▸ STATED TASK:
Tally each line where the word "styles" occurs, then give only the total.

▸ DATASET EXTRACT:

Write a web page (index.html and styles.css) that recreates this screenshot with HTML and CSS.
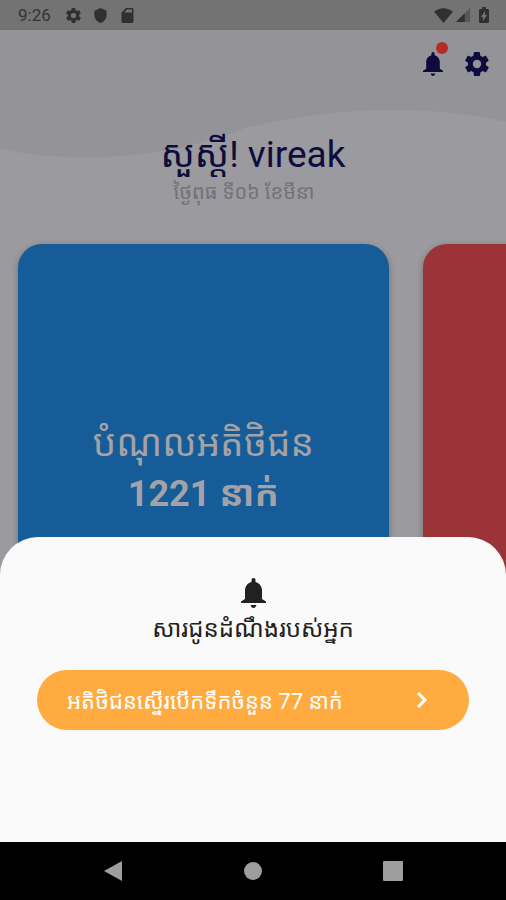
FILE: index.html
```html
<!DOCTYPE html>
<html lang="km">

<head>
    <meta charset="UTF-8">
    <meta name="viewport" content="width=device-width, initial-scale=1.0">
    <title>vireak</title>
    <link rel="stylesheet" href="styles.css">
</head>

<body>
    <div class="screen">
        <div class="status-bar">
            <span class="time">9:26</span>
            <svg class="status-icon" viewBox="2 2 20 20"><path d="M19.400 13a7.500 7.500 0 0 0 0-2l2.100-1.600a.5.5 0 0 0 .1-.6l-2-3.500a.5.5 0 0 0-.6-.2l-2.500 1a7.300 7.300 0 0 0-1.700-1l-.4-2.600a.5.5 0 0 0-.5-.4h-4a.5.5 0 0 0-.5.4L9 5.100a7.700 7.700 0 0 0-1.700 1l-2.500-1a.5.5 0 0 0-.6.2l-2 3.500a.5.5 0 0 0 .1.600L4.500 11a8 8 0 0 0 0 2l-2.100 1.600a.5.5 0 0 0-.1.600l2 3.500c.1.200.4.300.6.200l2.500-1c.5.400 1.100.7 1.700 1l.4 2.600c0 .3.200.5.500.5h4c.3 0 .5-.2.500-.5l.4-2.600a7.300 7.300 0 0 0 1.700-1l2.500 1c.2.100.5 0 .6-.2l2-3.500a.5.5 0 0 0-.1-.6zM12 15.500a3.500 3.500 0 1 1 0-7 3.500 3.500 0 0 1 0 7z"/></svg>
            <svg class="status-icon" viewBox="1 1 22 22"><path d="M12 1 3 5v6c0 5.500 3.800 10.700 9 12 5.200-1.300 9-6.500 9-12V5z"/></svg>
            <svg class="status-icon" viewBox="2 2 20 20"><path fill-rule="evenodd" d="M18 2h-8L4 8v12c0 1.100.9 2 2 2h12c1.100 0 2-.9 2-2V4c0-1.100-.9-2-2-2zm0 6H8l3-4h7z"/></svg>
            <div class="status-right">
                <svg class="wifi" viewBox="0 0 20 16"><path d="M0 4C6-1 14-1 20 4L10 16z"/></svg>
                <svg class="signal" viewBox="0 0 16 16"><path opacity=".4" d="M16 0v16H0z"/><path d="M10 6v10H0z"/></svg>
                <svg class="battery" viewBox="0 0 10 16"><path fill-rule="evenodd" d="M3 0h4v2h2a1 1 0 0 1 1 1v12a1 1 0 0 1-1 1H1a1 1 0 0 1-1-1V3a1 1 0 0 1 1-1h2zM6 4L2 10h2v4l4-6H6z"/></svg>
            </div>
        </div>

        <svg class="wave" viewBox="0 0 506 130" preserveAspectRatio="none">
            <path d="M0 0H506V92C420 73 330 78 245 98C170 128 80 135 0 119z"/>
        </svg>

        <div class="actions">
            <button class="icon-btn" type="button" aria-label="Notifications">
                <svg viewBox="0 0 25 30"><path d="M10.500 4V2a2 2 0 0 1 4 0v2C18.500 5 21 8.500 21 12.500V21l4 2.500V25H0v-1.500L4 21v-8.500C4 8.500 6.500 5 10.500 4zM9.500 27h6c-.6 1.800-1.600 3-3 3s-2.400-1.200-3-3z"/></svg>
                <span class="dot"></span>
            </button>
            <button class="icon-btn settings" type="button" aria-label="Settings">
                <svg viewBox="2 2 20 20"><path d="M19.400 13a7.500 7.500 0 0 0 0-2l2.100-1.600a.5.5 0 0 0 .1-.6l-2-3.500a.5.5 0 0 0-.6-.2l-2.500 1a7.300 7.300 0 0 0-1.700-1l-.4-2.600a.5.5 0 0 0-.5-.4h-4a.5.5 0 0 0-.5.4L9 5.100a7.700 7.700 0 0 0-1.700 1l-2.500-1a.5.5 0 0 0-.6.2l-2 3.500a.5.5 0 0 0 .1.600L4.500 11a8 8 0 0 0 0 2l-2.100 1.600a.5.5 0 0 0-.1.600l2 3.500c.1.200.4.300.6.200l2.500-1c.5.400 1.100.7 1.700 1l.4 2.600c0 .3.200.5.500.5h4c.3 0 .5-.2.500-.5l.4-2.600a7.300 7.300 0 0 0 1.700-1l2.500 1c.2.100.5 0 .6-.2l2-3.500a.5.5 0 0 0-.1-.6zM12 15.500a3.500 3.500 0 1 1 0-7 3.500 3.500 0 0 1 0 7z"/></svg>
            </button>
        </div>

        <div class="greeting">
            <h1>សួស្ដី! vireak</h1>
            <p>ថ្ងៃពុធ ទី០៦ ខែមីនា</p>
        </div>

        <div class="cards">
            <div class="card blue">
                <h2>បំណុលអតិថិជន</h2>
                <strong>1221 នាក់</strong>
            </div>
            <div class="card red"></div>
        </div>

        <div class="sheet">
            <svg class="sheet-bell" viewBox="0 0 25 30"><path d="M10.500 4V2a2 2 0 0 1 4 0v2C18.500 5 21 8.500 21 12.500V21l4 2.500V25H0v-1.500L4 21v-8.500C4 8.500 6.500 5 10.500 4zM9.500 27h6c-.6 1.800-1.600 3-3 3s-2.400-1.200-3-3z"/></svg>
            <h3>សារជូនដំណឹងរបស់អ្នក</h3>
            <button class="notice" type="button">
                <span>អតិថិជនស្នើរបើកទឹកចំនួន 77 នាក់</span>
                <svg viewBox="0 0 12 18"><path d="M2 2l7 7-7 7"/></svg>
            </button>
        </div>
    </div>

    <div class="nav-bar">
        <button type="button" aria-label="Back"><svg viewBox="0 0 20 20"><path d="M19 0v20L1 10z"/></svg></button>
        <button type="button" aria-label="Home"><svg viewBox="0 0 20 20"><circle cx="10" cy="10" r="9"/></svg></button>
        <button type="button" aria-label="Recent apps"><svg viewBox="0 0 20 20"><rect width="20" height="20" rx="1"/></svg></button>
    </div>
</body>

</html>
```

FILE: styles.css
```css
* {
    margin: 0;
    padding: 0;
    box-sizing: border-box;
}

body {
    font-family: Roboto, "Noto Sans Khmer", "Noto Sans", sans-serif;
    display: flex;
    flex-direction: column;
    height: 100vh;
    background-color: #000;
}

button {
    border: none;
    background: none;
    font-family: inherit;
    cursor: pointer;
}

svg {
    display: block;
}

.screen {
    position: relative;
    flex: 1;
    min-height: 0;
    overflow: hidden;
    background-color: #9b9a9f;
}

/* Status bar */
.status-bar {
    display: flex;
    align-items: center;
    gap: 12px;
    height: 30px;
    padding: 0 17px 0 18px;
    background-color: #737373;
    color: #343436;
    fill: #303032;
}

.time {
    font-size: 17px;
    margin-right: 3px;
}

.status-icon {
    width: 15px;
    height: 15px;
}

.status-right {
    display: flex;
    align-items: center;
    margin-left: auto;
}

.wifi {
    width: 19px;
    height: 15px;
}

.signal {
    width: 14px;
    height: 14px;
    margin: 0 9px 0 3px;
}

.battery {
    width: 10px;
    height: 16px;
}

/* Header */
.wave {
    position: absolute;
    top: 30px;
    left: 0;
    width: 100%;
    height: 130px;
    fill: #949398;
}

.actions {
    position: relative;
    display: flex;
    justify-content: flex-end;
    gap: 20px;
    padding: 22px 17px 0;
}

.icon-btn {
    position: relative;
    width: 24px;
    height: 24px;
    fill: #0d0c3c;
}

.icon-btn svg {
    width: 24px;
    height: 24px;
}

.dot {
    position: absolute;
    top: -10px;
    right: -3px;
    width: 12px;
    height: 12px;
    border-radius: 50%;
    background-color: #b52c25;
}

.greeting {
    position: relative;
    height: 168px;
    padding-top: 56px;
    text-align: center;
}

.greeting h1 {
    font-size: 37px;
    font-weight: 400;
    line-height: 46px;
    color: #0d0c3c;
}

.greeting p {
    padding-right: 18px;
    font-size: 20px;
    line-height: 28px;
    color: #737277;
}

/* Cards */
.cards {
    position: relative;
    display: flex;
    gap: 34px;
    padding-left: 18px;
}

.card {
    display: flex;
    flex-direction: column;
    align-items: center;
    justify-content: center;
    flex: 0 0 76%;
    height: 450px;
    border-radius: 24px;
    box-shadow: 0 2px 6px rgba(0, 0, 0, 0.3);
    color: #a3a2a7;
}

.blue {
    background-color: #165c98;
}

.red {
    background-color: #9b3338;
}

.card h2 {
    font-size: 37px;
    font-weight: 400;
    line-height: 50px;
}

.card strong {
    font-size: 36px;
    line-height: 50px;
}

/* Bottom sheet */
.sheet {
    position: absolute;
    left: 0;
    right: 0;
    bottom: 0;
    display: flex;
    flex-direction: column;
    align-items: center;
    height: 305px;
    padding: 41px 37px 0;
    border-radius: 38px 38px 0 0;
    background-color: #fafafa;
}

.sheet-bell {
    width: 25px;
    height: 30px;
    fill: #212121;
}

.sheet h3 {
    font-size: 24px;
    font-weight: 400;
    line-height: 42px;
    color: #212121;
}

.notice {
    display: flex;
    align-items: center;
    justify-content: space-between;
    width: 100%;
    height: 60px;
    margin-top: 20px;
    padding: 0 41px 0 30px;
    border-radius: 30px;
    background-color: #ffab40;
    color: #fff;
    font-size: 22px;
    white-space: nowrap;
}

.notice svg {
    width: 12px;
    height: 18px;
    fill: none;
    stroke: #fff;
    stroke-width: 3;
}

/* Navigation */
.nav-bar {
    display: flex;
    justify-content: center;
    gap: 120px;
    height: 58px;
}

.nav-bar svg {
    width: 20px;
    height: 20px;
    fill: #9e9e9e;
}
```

▸ TASK OUTPUT:
3